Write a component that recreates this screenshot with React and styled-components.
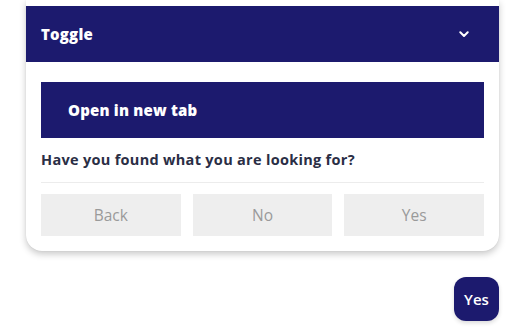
import React from "react";
import styled, { createGlobalStyle } from "styled-components";

const Global = createGlobalStyle`
  html, body { margin: 0; padding: 0; background: #fff; }
  body { font-family: "Open Sans", "Liberation Sans", sans-serif; }
`;

const NAVY = "#1c1a6e";

const Page = styled.div`
  width: 522px;
  height: 327px;
  overflow: hidden;
  padding-left: 26px;
  box-sizing: border-box;
`;

const Column = styled.div`
  width: 473px;
  display: flex;
  flex-direction: column;
`;

const Card = styled.div`
  background: #fff;
  padding-top: 6px;
  border-radius: 0 0 16px 16px;
  box-shadow: 0 3px 7px rgba(0, 0, 0, 0.22), 0 0 1px rgba(0, 0, 0, 0.12);
  display: flex;
  flex-direction: column;
`;

const ToggleBar = styled.div`
  height: 56px;
  background: ${NAVY};
  color: #fff;
  display: flex;
  align-items: center;
  justify-content: space-between;
  padding: 0 30px 0 15px;
  font-family: "Open Sans", sans-serif;
  font-weight: 800;
  font-size: 15px;
  letter-spacing: 0.2px;
`;

const Body = styled.div`
  padding: 20px 15px 15px;
  display: flex;
  flex-direction: column;
`;

const LinkButton = styled.div`
  height: 56px;
  background: ${NAVY};
  color: #fff;
  display: flex;
  align-items: center;
  padding-left: 27px;
  font-family: "Open Sans", sans-serif;
  font-weight: 800;
  font-size: 15px;
  letter-spacing: 0.2px;
`;

const Question = styled.div`
  margin-top: 12px;
  padding-bottom: 13px;
  border-bottom: 1px solid #ececec;
  color: #2a2e45;
  font-family: "Open Sans", sans-serif;
  font-weight: 700;
  font-size: 14.5px;
  letter-spacing: 0.3px;
`;

const ButtonRow = styled.div`
  margin-top: 11px;
  display: grid;
  grid-template-columns: 1fr 1fr 1fr;
  gap: 12px;
`;

const ChoiceButton = styled.div`
  height: 42px;
  background: #eeeeee;
  color: #9a9a9a;
  display: flex;
  align-items: center;
  justify-content: center;
  font-family: "Open Sans", sans-serif;
  font-size: 15.5px;
`;

const BubbleRow = styled.div`
  margin-top: 26px;
  display: flex;
  justify-content: flex-end;
`;

const Bubble = styled.div`
  width: 45px;
  height: 44px;
  border-radius: 12px;
  background: ${NAVY};
  color: #fff;
  display: flex;
  align-items: center;
  justify-content: center;
  font-family: "Open Sans", sans-serif;
  font-weight: 600;
  font-size: 15px;
  box-shadow: 0 2px 4px rgba(0, 0, 0, 0.15);
`;

const Chevron = () => (
  <svg width="10" height="7" viewBox="0 0 10 7">
    <path d="M1.3 1.3 L5 5 L8.7 1.3" fill="none" stroke="#fff" strokeWidth="2" strokeLinecap="round" strokeLinejoin="round" />
  </svg>
);

export default function App() {
  return (
    <>
      <Global />
      <Page>
        <Column>
          <Card>
            <ToggleBar>
              <span>Toggle</span>
              <Chevron />
            </ToggleBar>
            <Body>
              <LinkButton>Open in new tab</LinkButton>
              <Question>Have you found what you are looking for?</Question>
              <ButtonRow>
                <ChoiceButton>Back</ChoiceButton>
                <ChoiceButton>No</ChoiceButton>
                <ChoiceButton>Yes</ChoiceButton>
              </ButtonRow>
            </Body>
          </Card>
          <BubbleRow>
            <Bubble>Yes</Bubble>
          </BubbleRow>
        </Column>
      </Page>
    </>
  );
}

_Given problem_: Make an exact copy of the whole listing, but don't bring over any pictures.

_Complete response_:
Write a component that recreates this screenshot with React and styled-components.
import React from "react";
import styled, { createGlobalStyle } from "styled-components";

const Global = createGlobalStyle`
  html, body { margin: 0; padding: 0; background: #fff; }
  body { font-family: "Open Sans", "Liberation Sans", sans-serif; }
`;

const NAVY = "#1c1a6e";

const Page = styled.div`
  width: 522px;
  height: 327px;
  overflow: hidden;
  padding-left: 26px;
  box-sizing: border-box;
`;

const Column = styled.div`
  width: 473px;
  display: flex;
  flex-direction: column;
`;

const Card = styled.div`
  background: #fff;
  padding-top: 6px;
  border-radius: 0 0 16px 16px;
  box-shadow: 0 3px 7px rgba(0, 0, 0, 0.22), 0 0 1px rgba(0, 0, 0, 0.12);
  display: flex;
  flex-direction: column;
`;

const ToggleBar = styled.div`
  height: 56px;
  background: ${NAVY};
  color: #fff;
  display: flex;
  align-items: center;
  justify-content: space-between;
  padding: 0 30px 0 15px;
  font-family: "Open Sans", sans-serif;
  font-weight: 800;
  font-size: 15px;
  letter-spacing: 0.2px;
`;

const Body = styled.div`
  padding: 20px 15px 15px;
  display: flex;
  flex-direction: column;
`;

const LinkButton = styled.div`
  height: 56px;
  background: ${NAVY};
  color: #fff;
  display: flex;
  align-items: center;
  padding-left: 27px;
  font-family: "Open Sans", sans-serif;
  font-weight: 800;
  font-size: 15px;
  letter-spacing: 0.2px;
`;

const Question = styled.div`
  margin-top: 12px;
  padding-bottom: 13px;
  border-bottom: 1px solid #ececec;
  color: #2a2e45;
  font-family: "Open Sans", sans-serif;
  font-weight: 700;
  font-size: 14.5px;
  letter-spacing: 0.3px;
`;

const ButtonRow = styled.div`
  margin-top: 11px;
  display: grid;
  grid-template-columns: 1fr 1fr 1fr;
  gap: 12px;
`;

const ChoiceButton = styled.div`
  height: 42px;
  background: #eeeeee;
  color: #9a9a9a;
  display: flex;
  align-items: center;
  justify-content: center;
  font-family: "Open Sans", sans-serif;
  font-size: 15.5px;
`;

const BubbleRow = styled.div`
  margin-top: 26px;
  display: flex;
  justify-content: flex-end;
`;

const Bubble = styled.div`
  width: 45px;
  height: 44px;
  border-radius: 12px;
  background: ${NAVY};
  color: #fff;
  display: flex;
  align-items: center;
  justify-content: center;
  font-family: "Open Sans", sans-serif;
  font-weight: 600;
  font-size: 15px;
  box-shadow: 0 2px 4px rgba(0, 0, 0, 0.15);
`;

const Chevron = () => (
  <svg width="10" height="7" viewBox="0 0 10 7">
    <path d="M1.3 1.3 L5 5 L8.7 1.3" fill="none" stroke="#fff" strokeWidth="2" strokeLinecap="round" strokeLinejoin="round" />
  </svg>
);

export default function App() {
  return (
    <>
      <Global />
      <Page>
        <Column>
          <Card>
            <ToggleBar>
              <span>Toggle</span>
              <Chevron />
            </ToggleBar>
            <Body>
              <LinkButton>Open in new tab</LinkButton>
              <Question>Have you found what you are looking for?</Question>
              <ButtonRow>
                <ChoiceButton>Back</ChoiceButton>
                <ChoiceButton>No</ChoiceButton>
                <ChoiceButton>Yes</ChoiceButton>
              </ButtonRow>
            </Body>
          </Card>
          <BubbleRow>
            <Bubble>Yes</Bubble>
          </BubbleRow>
        </Column>
      </Page>
    </>
  );
}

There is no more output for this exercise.